Mientras el sacerdote decía misa frente a las tumbas, Frazier y su equipo merendaban unos sándwiches. Y mientras Nancy tiraba un puñado de tierra sobre los ataúdes de sus padres, los vigilantes ingerían dosis de cafeína bebiendo latas de refresco Mountain Dew.

Cuando el oficio terminó, Frazier seguía observando con atención. Una multitud rodeaba a Will y Nancy, por lo que Frazier los perdió por unos momentos en un mar de abrigos negros y azul marino. Dirigió su atención a la limusina, que estaba aparcada a la cabeza del cortejo, y cuando vio subir a un hombre y una mujer con un bebé en brazos, ordenó a su conductor que arrancara.

El cortejo fúnebre avanzó serpenteando en dirección a la casa de los Lipinski.
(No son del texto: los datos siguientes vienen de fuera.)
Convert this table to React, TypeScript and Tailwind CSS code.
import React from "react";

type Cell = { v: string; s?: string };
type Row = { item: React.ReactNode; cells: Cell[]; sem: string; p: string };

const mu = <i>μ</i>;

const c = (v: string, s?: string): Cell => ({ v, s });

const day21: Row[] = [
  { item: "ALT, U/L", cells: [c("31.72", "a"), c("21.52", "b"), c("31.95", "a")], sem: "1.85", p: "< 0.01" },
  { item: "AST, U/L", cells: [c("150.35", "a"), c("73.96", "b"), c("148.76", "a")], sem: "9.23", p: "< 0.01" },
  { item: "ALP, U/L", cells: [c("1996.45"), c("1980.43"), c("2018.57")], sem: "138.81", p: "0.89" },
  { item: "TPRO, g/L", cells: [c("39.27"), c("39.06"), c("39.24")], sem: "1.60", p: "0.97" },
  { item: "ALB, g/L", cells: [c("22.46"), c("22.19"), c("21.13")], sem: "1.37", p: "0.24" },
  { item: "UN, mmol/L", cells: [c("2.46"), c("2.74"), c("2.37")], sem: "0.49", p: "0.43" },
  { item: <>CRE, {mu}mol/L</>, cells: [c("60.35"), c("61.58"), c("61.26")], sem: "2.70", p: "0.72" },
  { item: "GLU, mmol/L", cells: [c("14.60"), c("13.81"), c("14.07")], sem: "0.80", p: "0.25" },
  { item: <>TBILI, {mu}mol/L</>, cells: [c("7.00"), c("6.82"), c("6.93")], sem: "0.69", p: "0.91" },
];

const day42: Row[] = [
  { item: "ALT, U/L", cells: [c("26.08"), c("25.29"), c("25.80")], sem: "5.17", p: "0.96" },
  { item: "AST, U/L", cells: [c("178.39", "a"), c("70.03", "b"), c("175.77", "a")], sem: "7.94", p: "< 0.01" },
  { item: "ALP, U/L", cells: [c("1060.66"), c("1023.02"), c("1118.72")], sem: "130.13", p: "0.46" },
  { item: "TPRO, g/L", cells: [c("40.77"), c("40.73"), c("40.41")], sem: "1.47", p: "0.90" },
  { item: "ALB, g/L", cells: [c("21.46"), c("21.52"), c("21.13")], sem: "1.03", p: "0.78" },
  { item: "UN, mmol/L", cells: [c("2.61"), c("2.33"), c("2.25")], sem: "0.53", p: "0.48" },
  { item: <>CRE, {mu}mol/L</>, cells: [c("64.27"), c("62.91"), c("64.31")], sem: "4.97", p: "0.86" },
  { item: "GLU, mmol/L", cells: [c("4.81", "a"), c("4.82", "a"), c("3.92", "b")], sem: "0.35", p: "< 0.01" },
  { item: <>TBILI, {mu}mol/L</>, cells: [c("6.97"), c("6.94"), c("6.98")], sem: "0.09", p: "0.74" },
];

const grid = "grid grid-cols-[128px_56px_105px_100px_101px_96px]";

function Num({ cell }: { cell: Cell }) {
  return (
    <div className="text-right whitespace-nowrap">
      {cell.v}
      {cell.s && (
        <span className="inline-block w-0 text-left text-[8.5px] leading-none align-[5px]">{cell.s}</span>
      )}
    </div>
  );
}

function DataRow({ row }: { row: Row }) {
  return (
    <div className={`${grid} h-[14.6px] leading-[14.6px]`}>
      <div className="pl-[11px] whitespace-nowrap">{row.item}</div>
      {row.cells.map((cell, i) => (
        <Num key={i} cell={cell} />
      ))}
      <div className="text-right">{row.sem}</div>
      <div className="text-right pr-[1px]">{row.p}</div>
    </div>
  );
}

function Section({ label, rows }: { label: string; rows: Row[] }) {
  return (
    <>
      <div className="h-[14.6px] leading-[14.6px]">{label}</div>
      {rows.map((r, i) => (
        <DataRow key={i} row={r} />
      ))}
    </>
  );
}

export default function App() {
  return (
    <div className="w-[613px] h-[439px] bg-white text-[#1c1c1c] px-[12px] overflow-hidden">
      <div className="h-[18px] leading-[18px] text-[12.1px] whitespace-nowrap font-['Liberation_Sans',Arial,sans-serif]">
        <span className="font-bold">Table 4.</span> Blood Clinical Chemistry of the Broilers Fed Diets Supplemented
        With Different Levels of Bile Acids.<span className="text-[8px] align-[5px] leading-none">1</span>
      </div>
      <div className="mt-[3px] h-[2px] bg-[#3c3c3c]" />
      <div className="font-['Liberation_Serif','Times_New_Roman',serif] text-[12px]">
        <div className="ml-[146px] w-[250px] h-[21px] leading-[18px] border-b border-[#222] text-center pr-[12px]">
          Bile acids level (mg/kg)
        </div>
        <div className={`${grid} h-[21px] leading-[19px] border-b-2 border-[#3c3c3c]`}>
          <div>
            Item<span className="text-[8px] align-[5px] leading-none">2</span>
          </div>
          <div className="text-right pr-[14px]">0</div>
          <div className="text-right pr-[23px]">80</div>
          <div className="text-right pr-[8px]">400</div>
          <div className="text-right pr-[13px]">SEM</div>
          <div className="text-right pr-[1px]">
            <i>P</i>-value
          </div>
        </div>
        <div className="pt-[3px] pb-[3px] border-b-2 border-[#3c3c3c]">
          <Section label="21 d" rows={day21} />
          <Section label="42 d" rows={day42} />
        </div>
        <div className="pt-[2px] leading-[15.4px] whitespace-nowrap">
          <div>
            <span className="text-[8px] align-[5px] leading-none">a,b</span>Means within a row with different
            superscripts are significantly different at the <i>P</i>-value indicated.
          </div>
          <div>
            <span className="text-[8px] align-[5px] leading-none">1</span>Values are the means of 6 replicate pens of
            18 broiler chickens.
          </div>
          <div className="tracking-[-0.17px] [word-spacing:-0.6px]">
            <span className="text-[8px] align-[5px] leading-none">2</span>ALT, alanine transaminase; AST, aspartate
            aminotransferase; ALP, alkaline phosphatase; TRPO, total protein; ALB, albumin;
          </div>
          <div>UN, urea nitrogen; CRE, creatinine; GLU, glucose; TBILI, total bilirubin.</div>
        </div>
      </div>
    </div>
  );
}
Anthony Road era un callejón sin salida corto y flanqueado de árboles frondosos. Era imposible que Frazier aparcara allí sin que lo descubriesen, por lo que se apostaron en North Street, la arteria principal, y aguardó pacientemente bajo la luz mortecina de la tarde a que las visitas se marcharan.

El coche fúnebre de Ballard-Durand, una berlina negra, entró en el aparcamiento de una terminal privada en el aeropuerto de Westchester County. El conductor, con traje negro, bajó y echó un vistazo alrededor antes de abrir la puerta del pasajero.

– Vía libre -dijo.

Will bajó el primero, ayudó a Nancy con Philly, y los guió a toda prisa al interior de la terminal. Volvió a salir para darle una propina al chófer y sacar las maletas.
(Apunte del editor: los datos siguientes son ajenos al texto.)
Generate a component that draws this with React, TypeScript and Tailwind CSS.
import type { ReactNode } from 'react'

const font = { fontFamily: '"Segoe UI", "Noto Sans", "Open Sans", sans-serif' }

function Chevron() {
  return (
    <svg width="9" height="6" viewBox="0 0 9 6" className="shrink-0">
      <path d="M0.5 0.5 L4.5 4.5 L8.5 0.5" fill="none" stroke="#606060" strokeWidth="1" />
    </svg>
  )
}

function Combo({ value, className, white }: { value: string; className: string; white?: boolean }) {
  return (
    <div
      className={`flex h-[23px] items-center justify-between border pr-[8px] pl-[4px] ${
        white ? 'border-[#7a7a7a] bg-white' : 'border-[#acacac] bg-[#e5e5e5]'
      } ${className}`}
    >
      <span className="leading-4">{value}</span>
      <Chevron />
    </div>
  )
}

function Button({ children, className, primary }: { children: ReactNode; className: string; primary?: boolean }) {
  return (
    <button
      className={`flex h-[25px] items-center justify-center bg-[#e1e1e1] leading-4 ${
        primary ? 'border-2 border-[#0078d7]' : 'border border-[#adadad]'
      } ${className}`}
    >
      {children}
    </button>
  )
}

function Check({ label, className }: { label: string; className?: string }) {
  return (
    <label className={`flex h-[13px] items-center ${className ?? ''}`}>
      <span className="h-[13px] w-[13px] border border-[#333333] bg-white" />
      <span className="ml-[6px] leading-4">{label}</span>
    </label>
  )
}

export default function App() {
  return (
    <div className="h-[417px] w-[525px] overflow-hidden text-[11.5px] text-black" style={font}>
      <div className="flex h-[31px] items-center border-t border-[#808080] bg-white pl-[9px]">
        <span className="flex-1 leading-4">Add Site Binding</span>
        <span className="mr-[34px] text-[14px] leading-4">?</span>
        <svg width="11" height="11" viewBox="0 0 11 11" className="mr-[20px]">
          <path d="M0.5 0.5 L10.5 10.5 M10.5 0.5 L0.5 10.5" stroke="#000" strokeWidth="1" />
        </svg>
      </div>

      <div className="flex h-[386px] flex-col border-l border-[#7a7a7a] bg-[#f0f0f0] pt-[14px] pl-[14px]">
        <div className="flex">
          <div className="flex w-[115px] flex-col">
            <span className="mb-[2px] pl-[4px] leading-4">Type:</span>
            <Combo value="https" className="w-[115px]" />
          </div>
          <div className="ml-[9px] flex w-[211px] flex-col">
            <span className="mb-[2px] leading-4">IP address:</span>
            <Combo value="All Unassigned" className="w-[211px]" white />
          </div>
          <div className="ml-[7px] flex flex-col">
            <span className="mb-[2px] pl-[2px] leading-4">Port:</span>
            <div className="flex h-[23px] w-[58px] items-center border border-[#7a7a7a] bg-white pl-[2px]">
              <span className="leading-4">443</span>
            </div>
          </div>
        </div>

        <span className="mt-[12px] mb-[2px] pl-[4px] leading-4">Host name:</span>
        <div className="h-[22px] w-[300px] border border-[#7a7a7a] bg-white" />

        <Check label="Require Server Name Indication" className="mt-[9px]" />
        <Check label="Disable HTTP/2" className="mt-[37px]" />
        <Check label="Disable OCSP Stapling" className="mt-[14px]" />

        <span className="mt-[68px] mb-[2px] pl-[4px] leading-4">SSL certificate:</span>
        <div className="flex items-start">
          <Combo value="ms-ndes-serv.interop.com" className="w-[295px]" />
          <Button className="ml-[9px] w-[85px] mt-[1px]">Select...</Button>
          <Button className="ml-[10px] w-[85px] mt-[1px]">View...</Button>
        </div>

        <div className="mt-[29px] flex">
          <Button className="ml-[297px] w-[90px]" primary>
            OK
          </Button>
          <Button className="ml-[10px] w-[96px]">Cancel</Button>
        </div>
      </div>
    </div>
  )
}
– Usted no ha estado aquí, ¿entendido?

El conductor se levantó la gorra para despedirse y se marchó.

Dentro de la terminal, Will divisó de inmediato a un hombre de complexión mediana pero recia, con el pelo cano muy corto, vaqueros y una chaqueta de cuero de aviador. El hombre descruzó los brazos y se llevó la mano a un bolsillo interior. Will, receloso, no le quitó ojo mientras el tipo sacaba una tarjeta de visita, antes de acercarse a él y tendérsela.